It’s perfectly understandable that birth order affects our sibling relationships during childhood. Trouble is, those uneasy, unequal sibling relationships tend to persist for the rest of our lives. You might earn a master’s from Stanford, but when you go to your family reunion, your older brother still is going to tell you how to barbecue the chicken.

This isn’t easy to overcome—the way we see our siblings is deeply engrained. Ironically, the best way to get past birth-order disharmony often isn’t to try to set birth-order differences aside, but rather to embrace them.

Older siblings tired of being called bossy might assume the smart strategy is to sit back and let younger siblings take the reins. But many younger siblings are so preconditioned to let firstborns lead that they reflexively cede responsibility—then accuse the older siblings of taking over.

Older siblings instead should use their natural leadership skills to take charge of putting younger siblings in charge.
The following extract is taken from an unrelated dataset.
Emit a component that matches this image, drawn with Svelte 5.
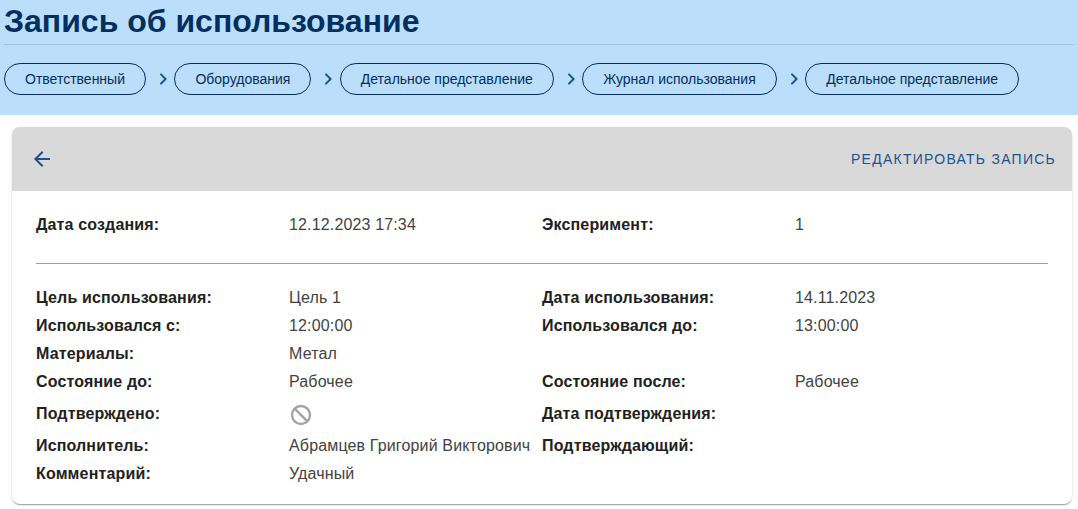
<script>
  const crumbs = [
    'Ответственный',
    'Оборудования',
    'Детальное представление',
    'Журнал использования',
    'Детальное представление'
  ];

  const rows = [
    { label: 'Цель использования:', value: 'Цель 1', label2: 'Дата использования:', value2: '14.11.2023' },
    { label: 'Использовался с:', value: '12:00:00', label2: 'Использовался до:', value2: '13:00:00' },
    { label: 'Материалы:', value: 'Метал', label2: '', value2: '' },
    { label: 'Состояние до:', value: 'Рабочее', label2: 'Состояние после:', value2: 'Рабочее' },
    { label: 'Подтверждено:', icon: true, label2: 'Дата подтверждения:', value2: '' },
    { label: 'Исполнитель:', value: 'Абрамцев Григорий Викторович', label2: 'Подтверждающий:', value2: '' },
    { label: 'Комментарий:', value: 'Удачный', label2: '', value2: '' }
  ];
</script>

<div class="page">
  <header class="top">
    <h1>Запись об использование</h1>
    <nav class="crumbs">
      {#each crumbs as crumb, i}
        {#if i > 0}
          <svg class="sep" width="24" height="24" viewBox="0 0 24 24">
            <path d="M9.29 6.71a1 1 0 0 0 0 1.41L13.17 12l-3.88 3.88a1 1 0 1 0 1.41 1.41l4.59-4.59a1 1 0 0 0 0-1.41L10.7 6.7a1 1 0 0 0-1.41.01z" />
          </svg>
        {/if}
        <button class="chip">{crumb}</button>
      {/each}
    </nav>
  </header>

  <section class="card">
    <div class="card-head">
      <button class="back" aria-label="Назад">
        <svg width="24" height="24" viewBox="0 0 24 24">
          <path d="M20 11H7.83l5.59-5.59L12 4l-8 8 8 8 1.41-1.41L7.83 13H20v-2z" />
        </svg>
      </button>
      <button class="edit">Редактировать запись</button>
    </div>

    <div class="card-body">
      <div class="grid">
        <span class="label">Дата создания:</span>
        <span class="value">12.12.2023 17:34</span>
        <span class="label">Эксперимент:</span>
        <span class="value">1</span>
      </div>
      <hr />
      <div class="grid">
        {#each rows as row}
          <span class="label">{row.label}</span>
          {#if row.icon}
            <span class="value icon-cell">
              <svg width="24" height="24" viewBox="0 0 24 24">
                <circle cx="12" cy="12" r="9" />
                <path d="M5.6 5.6l12.8 12.8" />
              </svg>
            </span>
          {:else}
            <span class="value">{row.value}</span>
          {/if}
          <span class="label">{row.label2}</span>
          <span class="value">{row.value2}</span>
        {/each}
      </div>
    </div>
  </section>
</div>

<style>
  :global(body) {
    margin: 0;
    background: #fff;
    font-family: "Liberation Sans", Arial, sans-serif;
  }

  .page {
    height: 509px;
    overflow: hidden;
  }

  .top {
    background: #bbdefb;
    height: 115px;
    padding: 0 4px;
    box-sizing: border-box;
  }

  h1 {
    margin: 0;
    height: 44px;
    border-bottom: 1px solid #9fc3e3;
    color: #012f5f;
    font-size: 32px;
    font-weight: 700;
    line-height: 42px;
  }

  .crumbs {
    display: flex;
    align-items: center;
    padding-top: 18px;
  }

  .chip {
    height: 32px;
    padding: 0 20px;
    border: 1px solid #012f5f;
    border-radius: 16px;
    background: transparent;
    color: #012f5f;
    font-family: inherit;
    font-size: 14px;
    white-space: nowrap;
  }

  .sep {
    fill: #1c5290;
    margin: 0 -0.6px 0 5px;
  }

  .card {
    margin: 12px 6px 0 12px;
    height: 377px;
    border-radius: 8px;
    background: #fff;
    box-shadow: 0 2px 1px -1px rgba(0, 0, 0, 0.2), 0 1px 1px 0 rgba(0, 0, 0, 0.14), 0 1px 3px 0 rgba(0, 0, 0, 0.12);
    overflow: hidden;
  }

  .card-head {
    height: 64px;
    background: #d9d9d9;
    display: flex;
    align-items: center;
    justify-content: space-between;
    padding: 0 16px 0 18px;
  }

  .back {
    display: flex;
    padding: 0;
    border: 0;
    background: none;
    fill: #1c5290;
  }

  .edit {
    padding: 0;
    border: 0;
    background: none;
    color: #1c5290;
    font-family: inherit;
    font-size: 14px;
    letter-spacing: 1.25px;
    text-transform: uppercase;
  }

  .card-body {
    padding: 20px 24px 0;
  }

  .grid {
    display: grid;
    grid-template-columns: 253px 253px 253px 253px;
    grid-auto-rows: minmax(28px, auto);
    align-items: center;
    color: #212121;
    font-size: 16px;
    letter-spacing: 0.15px;
  }

  hr {
    border: 0;
    border-top: 1px solid #9e9e9e;
    margin: 24px 0 20px;
  }

  .label {
    font-weight: 700;
  }

  .value {
    color: #424242;
    white-space: nowrap;
  }

  .icon-cell {
    display: flex;
    fill: none;
    stroke: #a3a3a3;
    stroke-width: 2.3;
    padding: 7px 0 5px;
  }
</style>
You might ask one of your siblings to plan your family’s next gathering, then add, “Just tell me what you want me to do to help.” Doing this regularly can forge a new sibling dynamic.

Younger siblings struggling to be seen as full-fledged adults should take advantage of their natural interpersonal and diplomacy skills. Rather than come right out and accuse older siblings of unfair treatment—accusations are more likely to lead to arguments than progress—stroke firstborns’ considerable egos by saying how thankful you are for everything they did for you during childhood. Then add, “Sometimes I feel like I’m still not treated like your equal. I’d love to have a relationship where we see each other as peers.” If your older sibling protests that he does treat you as an equal, say you’re probably a bit oversensitive on the subject but that it’s important to you. Calling yourself oversensitive diffuses the tension while still getting your point across. Your older siblings might not always treat you as an equal, but they probably are protective of you and won’t want to cause you pain on a topic of importance to you.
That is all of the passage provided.